31. The fourth contention is that the> charitable institutions which are of great importance to the public will suffer, if a portion of the income of the estate goes to the mohunt. According to the mohunt the income of the immovable properties claimed by him as personal is Rs. 30,000 a year, while according to the plaintiffs the net income thereof is Rs. 81,000 a year. The income of other immovable properties in possession of the Receiver is Rs. 7,000 besides the income from the offerings and bazar, etc., is said to be Rs. 81,000 a year. There is an affidavit on behalf of the mohunt giving figures for three years to show that the net income does not on the average exceed Rs. 30,000 a year. The appellants say that the figures refer to the collections only and that the mohunt had chosen the particular three years in giving the figures. However that may be, it is contended that the expenses connected with the charities were met from funds of the entire estate while in the hands of the mohunt, and the income of the estate will be diminished by at least Rs. 30,000 if the properties claimed by the mohunt as personal be made over to him.
32. The last ground is that at least Rs. 30,000 a year will be absolutely lost to the estate in the event of the suit being decreed, if the properties claimed by the mohunt as personal be made over to him pending the suit, as the mohunt has no properties other than those claimed as personal, and no security has been ordered to be taken from him, and this will cause irreparable injury to the debutter estate.
33. The 1st of June has been fixed for the hearing of the suit, but we were told that commission have been issued for examination of witnesses all over India, and having regard to the course the suit has hitherto taken, there is no certainty when the suit will be heard.

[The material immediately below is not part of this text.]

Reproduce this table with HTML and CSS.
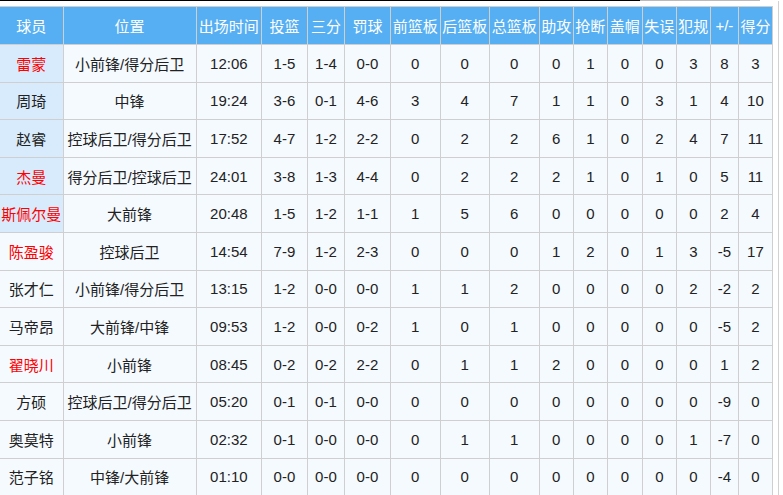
FILE: index.html
```html
<!DOCTYPE html>
<html lang="zh">
<head>
<meta charset="utf-8">
<title>球员数据</title>
<link rel="stylesheet" href="styles.css">
</head>
<body>
<div class="topline"><span class="blk"></span><span class="fade"></span></div>
<div class="wrap">
<table class="stats">
<colgroup>
<col style="width:63px"><col style="width:133px"><col style="width:65.5px"><col style="width:45.5px"><col style="width:37.5px"><col style="width:45.5px"><col style="width:50px"><col style="width:49px"><col style="width:50px"><col style="width:34px"><col style="width:34px"><col style="width:35px"><col style="width:34px"><col style="width:34px"><col style="width:28px"><col style="width:34px">
</colgroup>
<thead>
<tr><th>球员</th><th>位置</th><th>出场时间</th><th>投篮</th><th>三分</th><th>罚球</th><th>前篮板</th><th>后篮板</th><th>总篮板</th><th>助攻</th><th>抢断</th><th>盖帽</th><th>失误</th><th>犯规</th><th>+/-</th><th>得分</th></tr>
</thead>
<tbody>
<tr><td class="name starter red">雷蒙</td><td>小前锋/得分后卫</td><td>12:06</td><td>1-5</td><td>1-4</td><td>0-0</td><td>0</td><td>0</td><td>0</td><td>0</td><td>1</td><td>0</td><td>0</td><td>3</td><td>8</td><td>3</td></tr>
<tr><td class="name starter">周琦</td><td>中锋</td><td>19:24</td><td>3-6</td><td>0-1</td><td>4-6</td><td>3</td><td>4</td><td>7</td><td>1</td><td>1</td><td>0</td><td>3</td><td>1</td><td>4</td><td>10</td></tr>
<tr><td class="name starter">赵睿</td><td>控球后卫/得分后卫</td><td>17:52</td><td>4-7</td><td>1-2</td><td>2-2</td><td>0</td><td>2</td><td>2</td><td>6</td><td>1</td><td>0</td><td>2</td><td>4</td><td>7</td><td>11</td></tr>
<tr><td class="name starter red">杰曼</td><td>得分后卫/控球后卫</td><td>24:01</td><td>3-8</td><td>1-3</td><td>4-4</td><td>0</td><td>2</td><td>2</td><td>2</td><td>1</td><td>0</td><td>1</td><td>0</td><td>5</td><td>11</td></tr>
<tr><td class="name starter red">斯佩尔曼</td><td>大前锋</td><td>20:48</td><td>1-5</td><td>1-2</td><td>1-1</td><td>1</td><td>5</td><td>6</td><td>0</td><td>0</td><td>0</td><td>0</td><td>0</td><td>2</td><td>4</td></tr>
<tr><td class="name red">陈盈骏</td><td>控球后卫</td><td>14:54</td><td>7-9</td><td>1-2</td><td>2-3</td><td>0</td><td>0</td><td>0</td><td>1</td><td>2</td><td>0</td><td>1</td><td>3</td><td>-5</td><td>17</td></tr>
<tr><td class="name">张才仁</td><td>小前锋/得分后卫</td><td>13:15</td><td>1-2</td><td>0-0</td><td>0-0</td><td>1</td><td>1</td><td>2</td><td>0</td><td>0</td><td>0</td><td>0</td><td>2</td><td>-2</td><td>2</td></tr>
<tr><td class="name">马帝昂</td><td>大前锋/中锋</td><td>09:53</td><td>1-2</td><td>0-0</td><td>0-2</td><td>1</td><td>0</td><td>1</td><td>0</td><td>0</td><td>0</td><td>0</td><td>0</td><td>-5</td><td>2</td></tr>
<tr><td class="name red">翟晓川</td><td>小前锋</td><td>08:45</td><td>0-2</td><td>0-2</td><td>2-2</td><td>0</td><td>1</td><td>1</td><td>2</td><td>0</td><td>0</td><td>0</td><td>0</td><td>1</td><td>2</td></tr>
<tr><td class="name">方硕</td><td>控球后卫/得分后卫</td><td>05:20</td><td>0-1</td><td>0-1</td><td>0-0</td><td>0</td><td>0</td><td>0</td><td>0</td><td>0</td><td>0</td><td>0</td><td>0</td><td>-9</td><td>0</td></tr>
<tr><td class="name">奥莫特</td><td>小前锋</td><td>02:32</td><td>0-1</td><td>0-0</td><td>0-0</td><td>0</td><td>1</td><td>1</td><td>0</td><td>0</td><td>0</td><td>0</td><td>1</td><td>-7</td><td>0</td></tr>
<tr><td class="name">范子铭</td><td>中锋/大前锋</td><td>01:10</td><td>0-0</td><td>0-0</td><td>0-0</td><td>0</td><td>0</td><td>0</td><td>0</td><td>0</td><td>0</td><td>0</td><td>0</td><td>-4</td><td>0</td></tr>
</tbody>
</table>
</div>
</body>
</html>
```
FILE: styles.css
```css
html, body {
  margin: 0;
  padding: 0;
  background: #fff;
  overflow: hidden;
}
body {
  font-family: "Liberation Sans", "Noto Sans CJK SC", sans-serif;
  font-size: 15px;
  color: #222;
}
.topline {
  display: flex;
  height: 1px;
}
.topline .blk {
  width: 640px;
  background: #000;
}
.topline .fade {
  width: 120px;
  background: #bbb;
}
.wrap {
  width: 779px;
  height: 494px;
  padding-top: 5px;
  border-right: 1px solid #d2d2d2;
  box-sizing: border-box;
}
.stats {
  table-layout: fixed;
  width: 773px;
  border-collapse: collapse;
  border-top: 1px solid #cfcfcf;
}
.stats th, .stats td {
  border: 1px solid #cfcfcf;
  padding: 0;
  text-align: center;
  white-space: nowrap;
  overflow: hidden;
  font-weight: normal;
}
.stats tr > :first-child {
  border-left: none;
}
.stats thead tr {
  height: 38px;
}
.stats th {
  background: #56aff2;
  color: #fff;
}
.stats tbody tr {
  height: 37.6px;
}
.stats td {
  background: #f5faff;
}
.stats td.starter {
  background: #d8ebfc;
}
.stats td.red {
  color: #ff0000;
}
```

34. The case is of a peculiar nature. Of course threats which may be held out by third parties to create disturbances should not deter the Court in making orders securing to parties their just rights. But leaving such threats out of account, having regard to the exceptional circumstances stated above, I think the case involves questions of great public importance, and in my opinion it is a fit case for appeal under Section 109(c) of the Civil Procedure Code. Let a certificate be issued accordingly.
35. As my learned brother after much consideration is of opinion that a certificate should be granted, I will not dissent, partly because it may turn out that public interest is involved but chiefly out of deference for his opinion. As this suit was instituted on 15th September 1922 and as the certificate asked for in 1926 concerns only the more or less of the properties over which a Receiver should be appointed before trial, I desire to add some observations of my own since I much fear lest we be throwing open one of the few opportunities of delay, complication and expense which settled practice has hitherto kept closed. The order complained of has discharged the Receiver so far as regards properties claimed by the defendant to be his own. There is room here for difference of opinion as to what is just and convenient before trial, and it may be conceded without any disrespect to the Division Bench that another tribunal might take the same view as the District Judge.
Unless however the applicants can put their case on a much stronger and more special ground than this, a certificate, under Section 109, Clause (c) of the Code, must be refused. There are two decisions of this Court which show this very clearly. One is Chundi v. Parmanand  22 Cal. 928 and the other is Md. Musaji Saliji v. Ahmed  13 C.L.J. 507. In these cases as in the present case there had been a difference of opinion between the Courts in India. The extreme undesirability of protracting interlocutory proceedings is based partly on the fact that in point of expense it may well be the plainest oppression and partly on the fact that it tends to postpone a real elucidation of the facts by a trial of the suit. In the present case a new consideration appears prominent since it seems clear that the suit could and should be heard in less time than it will ordinarily take to obtain the judgment of the Judicial Committee upon the proposed appeal. If therefore this certificate is followed by a stay of the order appealed from, that order is in effect reversed : if it is not followed by a stay, it is likely to be ineffective altogether.
36. Interlocutory orders are, certainly within the ambit of Clause (c) of Section 109; but what Lord Hobhouse in Banarasi v. Kashi  23 All. 227 and Lord Buckmaster in Radha Krishna v. Swaminatha A.I.R. 1921 P.C. 25 have said as to this not specially addressed to this clause is not specially addressed to this particular class. They point out that where a right is decided, public or private importance may take the place of a high money value as a ground for leave to appeal, especially in cases, e.g., as to caste rights, which are not capable of being valued in terms of money. There are, however, two cases in this Court as to interlocutory orders, viz., Damra Coal Co. v. Benares Bank  21 C.L.J. 281 and Shiva Prasad Singh v. Rani Prayag Kumari the Jheria case A.I.R. 1922 Cal. 479. These are both cases in which it was thought doubtful whether the order complained of was not such as to incapacitate one of the parties from effectively maintaining his case. The suit in the Damra case (1914) 21 C.L.J. 281 was to set aside a mortgage as fra3u-lent. The High Court reversed an order of the trial Court for an injunction restraining the execution, pending trial, of the mortgage decree. This meant that whether the decree was or was not fraudulently obtained, it was to be executed. Again in Siva Prasad Singh v. Rani Prayag Kumari the Jheria case A.I.R. 1922 Cal.479 the party who had succeeded was restrained from dealing with the property and required to deposit a large sum in Court. There appeared to be grounds for saying that restrictions imposed upon a party in possession were oppressive and in their cumulative effect crippling. I rather gathered from the argument at the Bar that the discretion exercised in these cases is in some little danger of being regarded as authority for the proposition that in debatable cases interlocutory matters should at the option of the party complaining be taken to England provided only that they have a certain 'public or private importance.' I think it important to discountenance any such idea. Incidental matters and temporary matters may have a great deal of private importance, and the desirability of taking interlocutory orders on appeal to England involves practical considerations of a special character.